Out of all the work I’ve carried out during my PhD, EmbDI is by far the most important contribution. I’ve dedicated about half of PhD years working on designing, developing and implementing the system, and I can say I have been awarded with a lot of satisfaction from the result. Indeed, there is a lot to talk about here, so I’ll be writing a series of posts where I’ll go into more detail than it’s reasonably needed to get into “the weeds” of what it was like to work on EmbDI. This post will act as introduction and as index for later posts.
What is EmbDI?
EmbDI stands for Embeddings for Data Integration, and is a system that generates embeddings for tabular data (specifically, CSV tables) and then uses said embeddings for performing Entity Resolution and Schema Matching. It was developed during my PhD as a solution to the problem of automating those data curation procedures and does so remarkably well, beating previous state of the art systems by a pretty large margin.
While the ideas behind the implementation of the code were developed together my supervisor (Prof. Paolo Papotti), and another researcher from a different institution (Dr. Saravanan Thirumuruganathan), I wrote the vast majority of the code alone. This, of course, means that the code was a mess, then it got a bit better as I kept on hammering on it to clean up bugs and make it available to other researchers. The code has its repository on github, together with a very in-depth readme and instructions on how to run it.
EmbDI is written in Python and relies on the usual data science libraries in Pandas, Numpy and sklearn, as well as the gensim library for training the embeddings themselves.
The code has been thoroughly tested to produce results for a paper that made it to SIGMOD 2020, which can be found here. The slides used for the SIGMOD 2020 presentation are also available here.
How does EmbDI work, in short?
EmbDI is a Python-based data integration system that takes as input relational tables as CSV files, and returns as output a list of matches of tuples that represent the same entity (a task I’ll call Entity Resolution), or a list of matches between columns that represent the same attribute (Schema Matching).
The procedure followed by EmbDI is the following:
- Take a pair of relational tables, then clean them to remove problematic strings and characters.

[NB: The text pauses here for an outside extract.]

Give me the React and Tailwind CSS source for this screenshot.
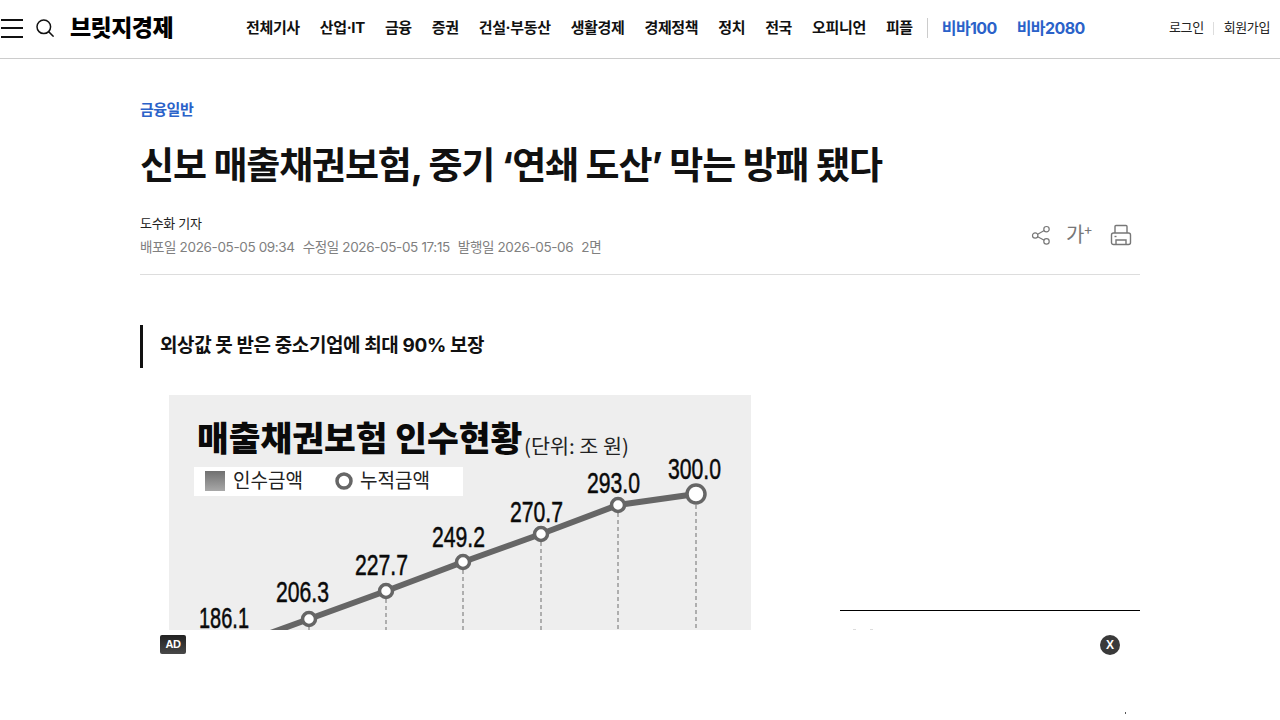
const sans = 'font-["Inter","Noto_Sans_CJK_KR",sans-serif]';

const navItems = ['전체기사', '산업·IT', '금융', '증권', '건설·부동산', '생활경제', '경제정책', '정치', '전국', '오피니언', '피플'];

const points = [
  { x: 140, y: 224, label: '206.3', lx: 107, ly: 207 },
  { x: 217, y: 196, label: '227.7', lx: 186, ly: 180 },
  { x: 294, y: 167, label: '249.2', lx: 263, ly: 152 },
  { x: 372, y: 139, label: '270.7', lx: 341, ly: 127 },
  { x: 449, y: 110, label: '293.0', lx: 418, ly: 98 },
];

const Chart = () => (
  <svg width="582" height="235" viewBox="0 0 582 235" className="block bg-[#eeeeee]">
    <defs>
      <linearGradient id="sq" x1="0" y1="0" x2="0" y2="1">
        <stop offset="0" stopColor="#707070" />
        <stop offset="1" stopColor="#a8a8a8" />
      </linearGradient>
    </defs>
    <text x="28" y="56" fontSize="34.5" fontWeight="900" fill="#0a0a0a" fontFamily="'Noto Sans CJK KR',sans-serif">매출채권보험 인수현황</text>
    <text x="355" y="59" fontSize="20" fill="#222" textLength="105" lengthAdjust="spacingAndGlyphs" fontFamily="'Noto Sans CJK KR',sans-serif">(단위: 조 원)</text>
    <rect x="25" y="72" width="269" height="29" fill="#fff" />
    <rect x="36" y="76" width="20" height="20" fill="url(#sq)" />
    <text x="64" y="93" fontSize="20" fill="#222" textLength="70" lengthAdjust="spacingAndGlyphs" fontFamily="'Noto Sans CJK KR',sans-serif">인수금액</text>
    <circle cx="175" cy="86" r="7" fill="#fff" stroke="#666" strokeWidth="3.5" />
    <text x="191" y="93" fontSize="20" fill="#222" textLength="70" lengthAdjust="spacingAndGlyphs" fontFamily="'Noto Sans CJK KR',sans-serif">누적금액</text>

    {[...points.map((p) => p.x), 527].map((x, i) => (
      <line key={x} x1={x} y1={i === 5 ? 110 : points[i].y + 8} x2={x} y2="235" stroke="#999" strokeWidth="1.5" strokeDasharray="4 3" />
    ))}
    <polyline points="63,252 140,224 217,196 294,167 372,139 449,110 527,99" fill="none" stroke="#666" strokeWidth="6" />
    {points.map((p) => (
      <circle key={p.label} cx={p.x} cy={p.y} r="6.5" fill="#fff" stroke="#666" strokeWidth="3.5" />
    ))}
    <circle cx="527" cy="99" r="9" fill="#fff" stroke="#666" strokeWidth="3.5" />

    <text x="30" y="233" fontSize="29" stroke="#0a0a0a" strokeWidth="0.5" fill="#0a0a0a" textLength="50" lengthAdjust="spacingAndGlyphs" fontFamily="'Liberation Sans',sans-serif">186.1</text>
    {points.map((p) => (
      <text key={p.label} x={p.lx} y={p.ly} fontSize="29" stroke="#0a0a0a" strokeWidth="0.5" fill="#0a0a0a" textLength="53" lengthAdjust="spacingAndGlyphs" fontFamily="'Liberation Sans',sans-serif">{p.label}</text>
    ))}
    <text x="499" y="84" fontSize="29" stroke="#0a0a0a" strokeWidth="0.5" fill="#0a0a0a" textLength="53" lengthAdjust="spacingAndGlyphs" fontFamily="'Liberation Sans',sans-serif">300.0</text>
  </svg>
);

const Header = () => (
  <header className="h-[59px] pb-[2px] border-b border-[#cccccc] flex items-center">
    <button className="ml-[1px] w-[22px] flex flex-col gap-[6.5px]">
      <span className="h-[2px] bg-[#111]" />
      <span className="h-[2px] bg-[#111]" />
      <span className="h-[2px] bg-[#111]" />
    </button>
    <svg className="ml-[13px]" width="18" height="18" viewBox="0 0 18 18" fill="none" stroke="#111" strokeWidth="1.5">
      <circle cx="7.8" cy="7.8" r="6.8" />
      <line x1="12.6" y1="12.6" x2="17.6" y2="17.6" />
    </svg>
    <div className="ml-[16px] w-[105px] text-[23px] leading-none font-black tracking-[-0.55px] text-black whitespace-nowrap">브릿지경제</div>
    <nav className="ml-[71px] flex items-center gap-[20px] text-[15px] font-bold tracking-[-0.35px] text-[#111] whitespace-nowrap">
      {navItems.map((item) => (
        <a key={item}>{item}</a>
      ))}
      <span className="-mx-[6px] w-px h-[20px] bg-[#cccccc]" />
      <a className="text-[16px] tracking-[-0.6px] text-[#2b62c9]">비바100</a>
      <a className="text-[16px] tracking-[-0.6px] text-[#2b62c9]">비바2080</a>
    </nav>
    <div className="ml-auto mr-[10px] flex items-center text-[13px] tracking-[-0.4px] text-[#222] whitespace-nowrap">
      <a>로그인</a>
      <span className="mx-[9.5px] w-px h-[13px] bg-[#dddddd]" />
      <a>회원가입</a>
    </div>
  </header>
);

const ArticleTools = () => (
  <div className="flex items-center text-[#777] mr-[8px]">
    <svg width="20" height="20" viewBox="0 0 20 20" fill="none" stroke="#777" strokeWidth="1.2">
      <circle cx="15.5" cy="4.2" r="2.7" />
      <circle cx="4.2" cy="10.5" r="2.7" />
      <circle cx="15.5" cy="16.4" r="2.7" />
      <line x1="6.7" y1="9.2" x2="13.2" y2="5.6" />
      <line x1="6.7" y1="11.8" x2="13.2" y2="15.2" />
    </svg>
    <div className="ml-[15px] flex items-start w-[26px]">
      <span className="text-[20px] leading-none font-normal">가</span>
      <span className="text-[14px] leading-none -mt-[3px] -ml-[1px]">+</span>
    </div>
    <svg className="ml-[18px]" width="22" height="22" viewBox="0 0 22 22" fill="none" stroke="#777" strokeWidth="1.4">
      <path d="M5 9V2.5a1 1 0 0 1 1-1h10a1 1 0 0 1 1 1V9" />
      <rect x="1.5" y="9" width="19" height="11.5" rx="2" />
      <path d="M6 20.5V16h10v4.5" />
      <line x1="4.5" y1="12.5" x2="6.5" y2="12.5" />
    </svg>
  </div>
);

export default function App() {
  return (
    <div className={`relative h-[720px] overflow-hidden bg-white ${sans}`}>
      <Header />
      <main className="w-[1000px] mx-auto">
        <div className="pt-[41px] text-[15px] leading-[20px] font-semibold tracking-[-0.5px] text-[#2b62c9]">금융일반</div>
        <h1 className="mt-[21px] text-[37px] leading-[50px] font-bold tracking-[-1.15px] text-[#111] whitespace-nowrap">
          신보 매출채권보험, 중기 ‘연쇄 도산’ 막는 방패 됐다
        </h1>
        <div className="mt-[22px] pb-[17px] border-b border-[#dddddd] flex items-end justify-between">
          <div>
            <div className="text-[13px] leading-[20px] tracking-[-0.3px] text-[#222]">도수화 기자</div>
            <div className="mt-[4px] flex gap-[8px] text-[13.5px] leading-[20px] tracking-[-0.36px] text-[#808080]">
              <span>배포일 2026-05-05 09:34</span>
              <span>수정일 2026-05-05 17:15</span>
              <span>발행일 2026-05-06</span>
              <span>2면</span>
            </div>
          </div>
          <div className="pb-[11px]">
            <ArticleTools />
          </div>
        </div>
        <div className="mt-[50px] flex gap-[100px]">
          <article className="w-[600px] shrink-0">
            <h2 className="h-[43px] border-l-[3px] border-[#111] pl-[17px] flex items-center text-[19px] font-bold tracking-[-0.4px] text-[#111]">
              외상값 못 받은 중소기업에 최대 90% 보장
            </h2>
            <div className="mt-[27px] ml-[29px]">
              <Chart />
            </div>
          </article>
          <aside className="w-[300px] mt-[285px] border-t border-black pt-[18px] flex gap-[14px]">
            <span className="ml-[13px] w-[3px] h-px bg-[#dddddd]" />
            <span className="w-[3px] h-px bg-[#dddddd]" />
          </aside>
        </div>
      </main>

      {/* bottom ad strip */}
      <div className="absolute left-0 right-0 bottom-0 h-[90px] bg-white">
        <div className="absolute left-[160px] top-[5px] w-[26px] h-[19px] rounded-[2px] bg-gradient-to-b from-[#222222] to-[#484848] flex items-center justify-center text-[11px] font-black tracking-[-0.5px] text-white" style={{ fontFamily: "'Liberation Sans',sans-serif" }}>AD</div>
        <div className="absolute left-[1100px] top-[5px] w-[20px] h-[20px] rounded-full bg-[#3a3a3a] flex items-center justify-center text-[12px] font-bold text-white" style={{ fontFamily: "'Liberation Sans',sans-serif" }}>X</div>
        <span className="absolute left-[1125px] top-[82px] w-px h-[2px] bg-[#555]" />
      </div>
    </div>
  );
}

- Convert the relational tables into a graph.
- Traverse the graph by using random walks, then gather the random walks in a training corpus (that is, a text file that contains all the random walks).
- Feed the training corpus to the word2vec embeddings training algorithm.
- Use the geometric properties of the embeddings to find related tuples and columns.
This is, of course, extremely summarized. I would like to explore how EmbDI works more in depth over the course of a series of blog posts that will go into far more detail than what I’ll do here, so I’ll make sure to link back to those posts once they’re ready.